Nationally and globally, decision makers have
to grapple with urgent and consequential decisions on public health, poverty
reduction, education, economics, energy, urbanization, agriculture and
conservation without the capacity to interrogate or integrate multiple perspectives.
Free primary education is a perfect example. While the intent of this novel
policy prescription was to expand access, which it does, retention and
completion are dismal, early childhood education has suffered and learning
outcomes are deplorable. Two logical questions beg; are we getting value for
money and could we have anticipated the unintended consequences?
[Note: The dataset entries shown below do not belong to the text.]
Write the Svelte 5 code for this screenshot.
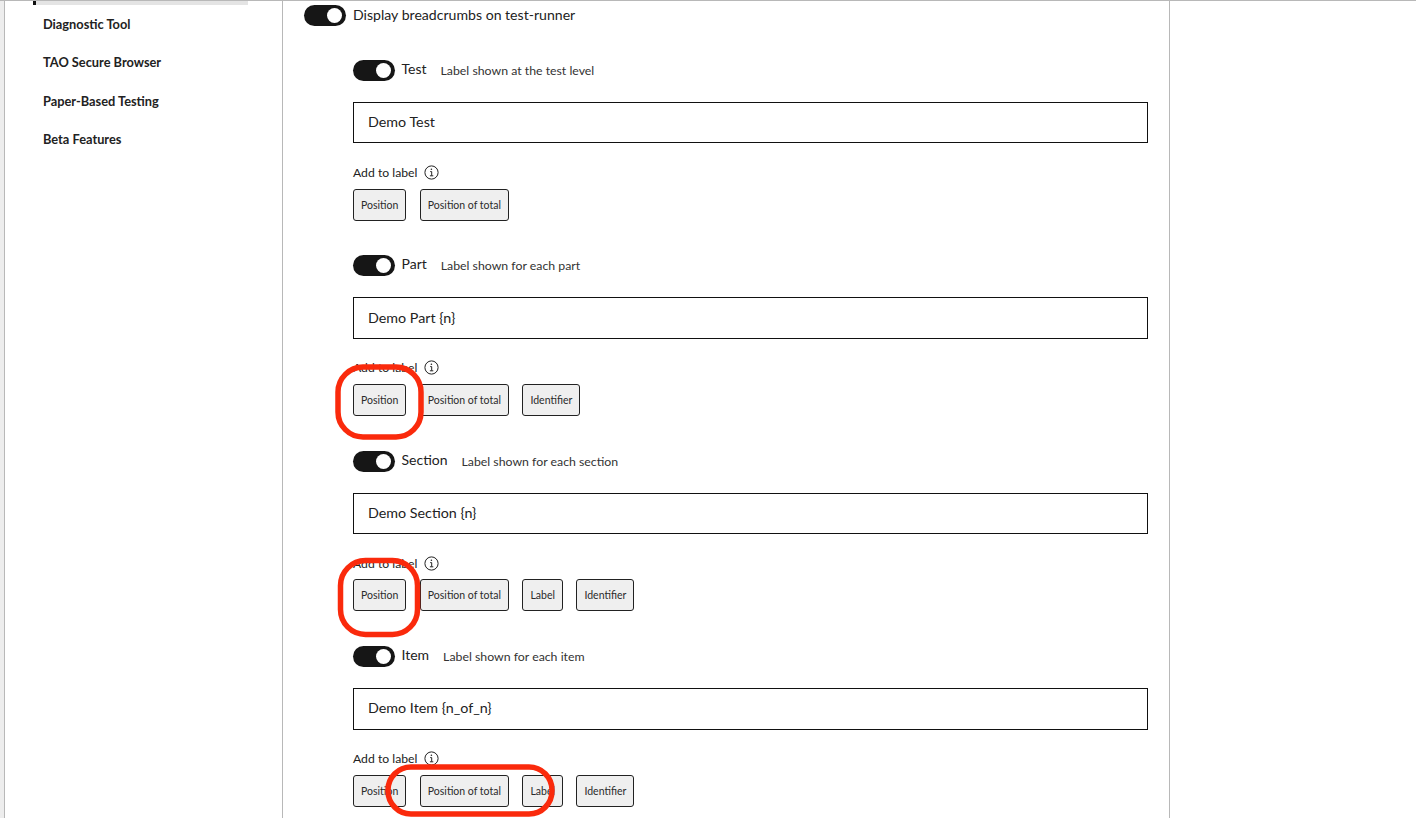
<script>
  const sideItems = ['Diagnostic Tool', 'TAO Secure Browser', 'Paper-Based Testing', 'Beta Features'];

  const levels = [
    { name: 'Test', hint: 'Label shown at the test level', value: 'Demo Test', tags: ['Position', 'Position of total'] },
    { name: 'Part', hint: 'Label shown for each part', value: 'Demo Part {n}', tags: ['Position', 'Position of total', 'Identifier'] },
    { name: 'Section', hint: 'Label shown for each section', value: 'Demo Section {n}', tags: ['Position', 'Position of total', 'Label', 'Identifier'] },
    { name: 'Item', hint: 'Label shown for each item', value: 'Demo Item {n_of_n}', tags: ['Position', 'Position of total', 'Label', 'Identifier'] }
  ];
</script>

<div class="page">
  <aside class="sidebar">
    <div class="active-item"></div>
    <ul>
      {#each sideItems as item}
        <li>{item}</li>
      {/each}
    </ul>
  </aside>

  <main class="content">
    <div class="master">
      <span class="toggle"></span>
      <span class="master-label">Display breadcrumbs on test-runner</span>
    </div>

    {#each levels as level}
      <section class="level">
        <div class="level-head">
          <span class="toggle"></span>
          <span class="level-name">{level.name}</span>
          <span class="level-hint">{level.hint}</span>
        </div>
        <input class="label-input" type="text" value={level.value} />
        <div class="add-label">
          Add to label
          <svg width="15" height="15" viewBox="0 0 15 15" fill="none" stroke="#222">
            <circle cx="7.5" cy="7.5" r="6.6" stroke-width="1" />
            <path d="M6.2 6.6h1.5v4M5.9 10.8h3.4" stroke-width="1" />
            <circle cx="7.4" cy="4.2" r="0.8" fill="#222" stroke="none" />
          </svg>
        </div>
        <div class="tags">
          {#each level.tags as tag}
            <button class="tag" type="button">{tag}</button>
          {/each}
        </div>
      </section>
    {/each}
  </main>

  <aside class="right"></aside>

  <!-- review annotations drawn on top of the screenshot -->
  <svg class="marks" width="1416" height="818" viewBox="0 0 1416 818" fill="none" stroke="#fa2a0c" stroke-width="5.5">
    <rect x="338" y="367" width="83" height="70" rx="25" />
    <rect x="340.5" y="560.5" width="77" height="74" rx="25" />
    <rect x="388" y="767" width="164" height="47" rx="23" />
  </svg>
</div>

<style>
  :global(body) {
    margin: 0;
    background: #fff;
    overflow: hidden;
  }

  .page {
    position: relative;
    display: flex;
    height: 818px;
    overflow: hidden;
    box-sizing: border-box;
    border-top: 1px solid #b8b8b8;
    font-family: Lato, "Noto Sans", sans-serif;
    color: #222;
    background: #fff;
  }

  .sidebar {
    box-sizing: border-box;
    width: 279px;
    flex: none;
    margin-left: 4px;
    border-left: 1px solid #b8b8b8;
    border-right: 1px solid #b8b8b8;
    box-shadow: -4px 0 0 #ededed;
  }

  .active-item {
    box-sizing: border-box;
    width: 215px;
    height: 4px;
    margin-left: 28px;
    background: #e4e4e4;
    border-left: 3px solid #111;
  }

  ul {
    list-style: none;
    margin: 10px 0 0;
    padding: 0 0 0 38px;
  }

  li {
    height: 38.4px;
    line-height: 18px;
    font-size: 12.8px;
    font-weight: 700;
    color: #222;
  }

  .content {
    box-sizing: border-box;
    width: 887px;
    flex: none;
    padding: 4px 21px 0;
    border-right: 1px solid #b8b8b8;
  }

  .master {
    display: flex;
    align-items: center;
    gap: 7px;
    height: 21px;
  }

  .master-label {
    position: relative;
    top: -1px;
    font-size: 14.1px;
  }

  .toggle {
    position: relative;
    flex: none;
    width: 42px;
    height: 21px;
    border-radius: 11px;
    background: #161616;
  }

  .toggle::after {
    content: '';
    position: absolute;
    top: 3px;
    right: 4px;
    width: 15px;
    height: 15px;
    border-radius: 50%;
    background: #fff;
  }

  .level {
    margin-left: 49px;
    height: 195.4px;
  }

  .level:first-of-type {
    margin-top: 34px;
  }

  .level-head {
    display: flex;
    align-items: center;
    height: 21px;
  }

  .level-name {
    margin-left: 6.5px;
    font-size: 14px;
    position: relative;
    top: -2px;
  }

  .level-hint {
    margin-left: 14px;
    font-size: 12.3px;
    color: #333;
  }

  .label-input {
    display: block;
    box-sizing: border-box;
    width: 795px;
    height: 41.4px;
    margin-top: 21px;
    padding: 0 14px 2px;
    border: 1px solid #111;
    border-radius: 0;
    outline: none;
    background: #fff;
    font: 14.3px Lato, "Noto Sans", sans-serif;
    color: #222;
  }

  .add-label {
    display: flex;
    align-items: center;
    gap: 7px;
    height: 16px;
    margin-top: 21.2px;
    font-size: 12.2px;
  }

  .tags {
    display: flex;
    gap: 13.5px;
    margin-top: 8px;
  }

  .tag {
    box-sizing: border-box;
    height: 32px;
    padding: 0 7px;
    border: 1px solid #222;
    border-radius: 3px;
    background: #efefef;
    font: 10.5px Lato, "Noto Sans", sans-serif;
    color: #2b2b2b;
  }

  .right {
    flex: 1;
  }

  .marks {
    position: absolute;
    top: -1px;
    left: 0;
    pointer-events: none;
  }
</style>
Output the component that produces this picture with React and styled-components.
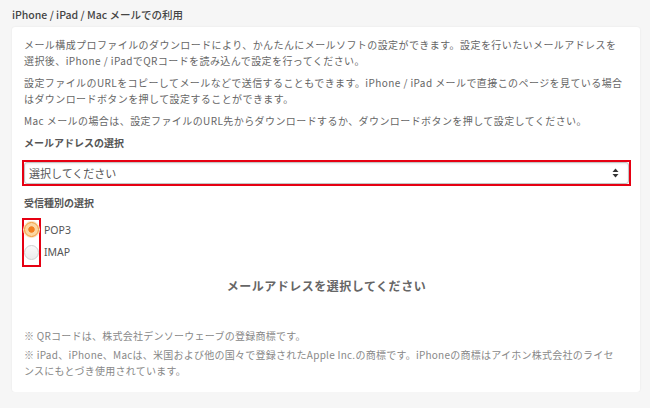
import styled, { createGlobalStyle } from "styled-components";

const GlobalStyle = createGlobalStyle`
  body {
    margin: 0;
    background: #f6f6f6;
    font-family: "Noto Sans CJK JP", "Noto Sans", sans-serif;
  }
`;

const Page = styled.div`
  padding: 7px 10px 0 12px;
`;

const Title = styled.h2`
  margin: 0 0 4px 0;
  font-size: 10.5px;
  line-height: 16px;
  font-weight: 500;
  color: #444;
`;

const Card = styled.div`
  background: #fff;
  border-radius: 3px;
  box-shadow: 0 0 2px rgba(0, 0, 0, 0.08);
  padding: 10px 9px 10px 10px;
`;

const Text = styled.p`
  margin: 0 0 6px 0;
  padding-left: 2px;
  font-size: 10px;
  letter-spacing: 0.42px;
  line-height: 16px;
  color: #666;
`;

const Label = styled.div`
  margin: ${({ top }) => top}px 0 ${({ bottom }) => bottom}px 2px;
  font-size: 10px;
  font-weight: 700;
  line-height: 16px;
  color: #555;
`;

const Highlight = styled.div`
  border: 2px solid #e60012;
  display: ${({ inline }) => (inline ? "inline-flex" : "flex")};
  flex-direction: column;
`;

const SelectBox = styled.div`
  height: 20px;
  border: 1px solid #c4c4c4;
  border-radius: 3px;
  box-shadow: inset 0 1px 2px rgba(0, 0, 0, 0.08);
  display: flex;
  align-items: center;
  justify-content: space-between;
  padding: 0 9px 0 4px;
  font-size: 11px;
  color: #555;
`;

const RadioArea = styled.div`
  display: flex;
  align-items: flex-start;
`;

const RadioCol = styled.div`
  display: flex;
  flex-direction: column;
  gap: 8px;
  padding: 2px 0 5px 0;
`;

const Radio = styled.span`
  width: 13px;
  height: 13px;
  border-radius: 50%;
  border: 1px solid ${({ checked }) => (checked ? "#f0962e" : "#cfcfcf")};
  background: ${({ checked }) =>
    checked
      ? "radial-gradient(circle, #f2801f 0 2.8px, #fbd6a2 3.6px)"
      : "linear-gradient(#fafafa, #ececec)"};
  box-shadow: ${({ checked }) => (checked ? "0 0 0 1px #fce3c0" : "none")};
`;

const LabelCol = styled.div`
  display: flex;
  flex-direction: column;
  gap: 6px;
  padding: 4px 0 0 3px;
`;

const RadioText = styled.span`
  font-size: 10.5px;
  line-height: 16px;
  color: #555;
  font-family: "Noto Sans", sans-serif;
`;

const Message = styled.div`
  margin: 11px 0 34px 0;
  text-align: center;
  font-size: 12px;
  letter-spacing: 0.5px;
  font-weight: 700;
  line-height: 16px;
  color: #666;
`;

const Note = styled.p`
  margin: 0 0 3px 0;
  padding-left: 2px;
  font-size: 10px;
  letter-spacing: 0.25px;
  line-height: 16px;
  color: #888;
`;

const Arrows = () => (
  <svg width="7" height="10" viewBox="0 0 7 10">
    <path d="M3.5 0.5 L6.5 4 H0.5 Z" fill="#333" />
    <path d="M3.5 9.5 L6.5 6 H0.5 Z" fill="#333" />
  </svg>
);

const App = () => {
  return (
    <Page>
      <GlobalStyle />
      <Title>iPhone / iPad / Mac メールでの利用</Title>
      <Card>
        <Text>
          メール構成プロファイルのダウンロードにより、かんたんにメールソフトの設定ができます。設定を行いたいメールアドレスを
          <br />
          選択後、iPhone / iPadでQRコードを読み込んで設定を行ってください。
        </Text>
        <Text>
          設定ファイルのURLをコピーしてメールなどで送信することもできます。iPhone / iPad メールで直接このページを見ている場合
          <br />
          はダウンロードボタンを押して設定することができます。
        </Text>
        <Text>
          Mac メールの場合は、設定ファイルのURL先からダウンロードするか、ダウンロードボタンを押して設定してください。
        </Text>

        <Label top={6} bottom={9}>メールアドレスの選択</Label>
        <Highlight>
          <SelectBox>
            <span>選択してください</span>
            <Arrows />
          </SelectBox>
        </Highlight>

        <Label top={9} bottom={7}>受信種別の選択</Label>
        <RadioArea>
          <Highlight inline>
            <RadioCol>
              <Radio checked />
              <Radio />
            </RadioCol>
          </Highlight>
          <LabelCol>
            <RadioText>POP3</RadioText>
            <RadioText>IMAP</RadioText>
          </LabelCol>
        </RadioArea>

        <Message>メールアドレスを選択してください</Message>

        <Note>※ QRコードは、株式会社デンソーウェーブの登録商標です。</Note>
        <Note>
          ※ iPad、iPhone、Macは、米国および他の国々で登録されたApple Inc.の商標です。iPhoneの商標はアイホン株式会社のライセ
          <br />
          ンスにもとづき使用されています。
        </Note>
      </Card>
    </Page>
  );
};

export default App;
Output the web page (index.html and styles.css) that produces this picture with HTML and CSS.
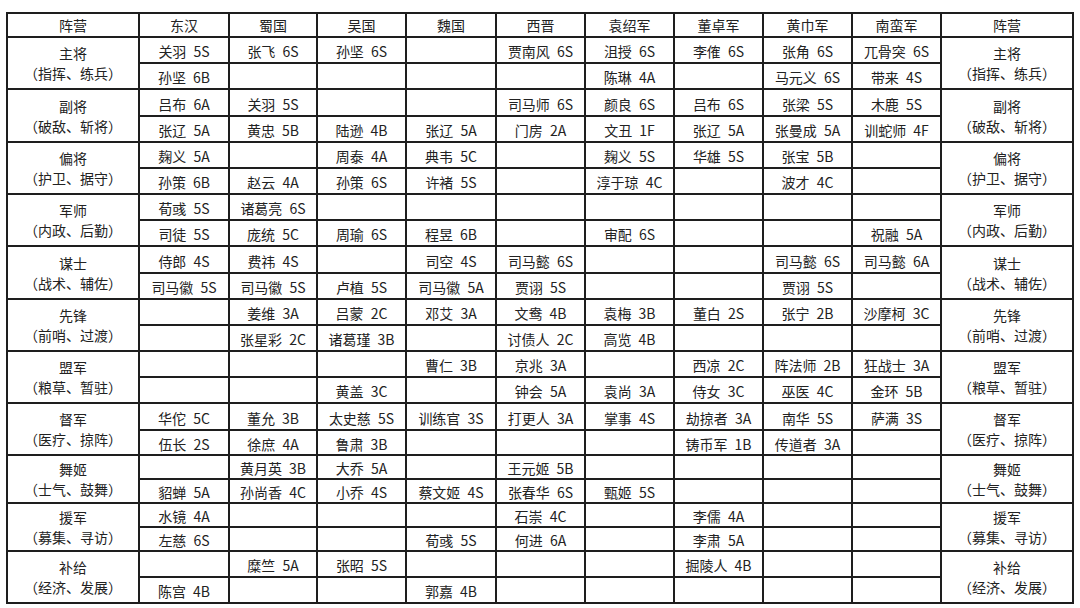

Another example is the huge Gibe III
hydropower dam on the Omo River investment by the Ethiopian government and the
tacit support for it by the Kenya government and the decision by the World Bank
fund transport of the power into Kenya’s grid. The obvious benefit here is huge
amounts of new power and revenue to the
Ethiopian exchequer as well as new cheap power to Kenya’s grid. However, these
benefits must not overshadow the potentially irreversible ecological damage to
Lake Turkana and the annihilation of the delicate balance of livelihoods and
cultures of the communities of the Lower Omo and Turkana basin. Another example
is the introduction of the Nile Perch in Lake Victoria in the 1950s, a decision
now wieldy considered as an unmitigated socio-economic and ecological disaster.
While not a panacea, systems thinking offers
insights for decision-making in a complex and uncertain world. Systems thinking
is about patterns of relationships, their interactions, feedback and how these
generate emergent or hitherto unanticipated behavior or outcomes. Along with
systems thinking, decision makers must apply scenario analysis, which consist
of simulations of best-and-worst-case outcomes. Hence, the outcomes of policy
can be understood and anticipated by planning for all possibilities.
Underlying systems thinking is the premise
that systems behave as a whole, and as
Aristotle said, the whole is always greater than the sum of the parts.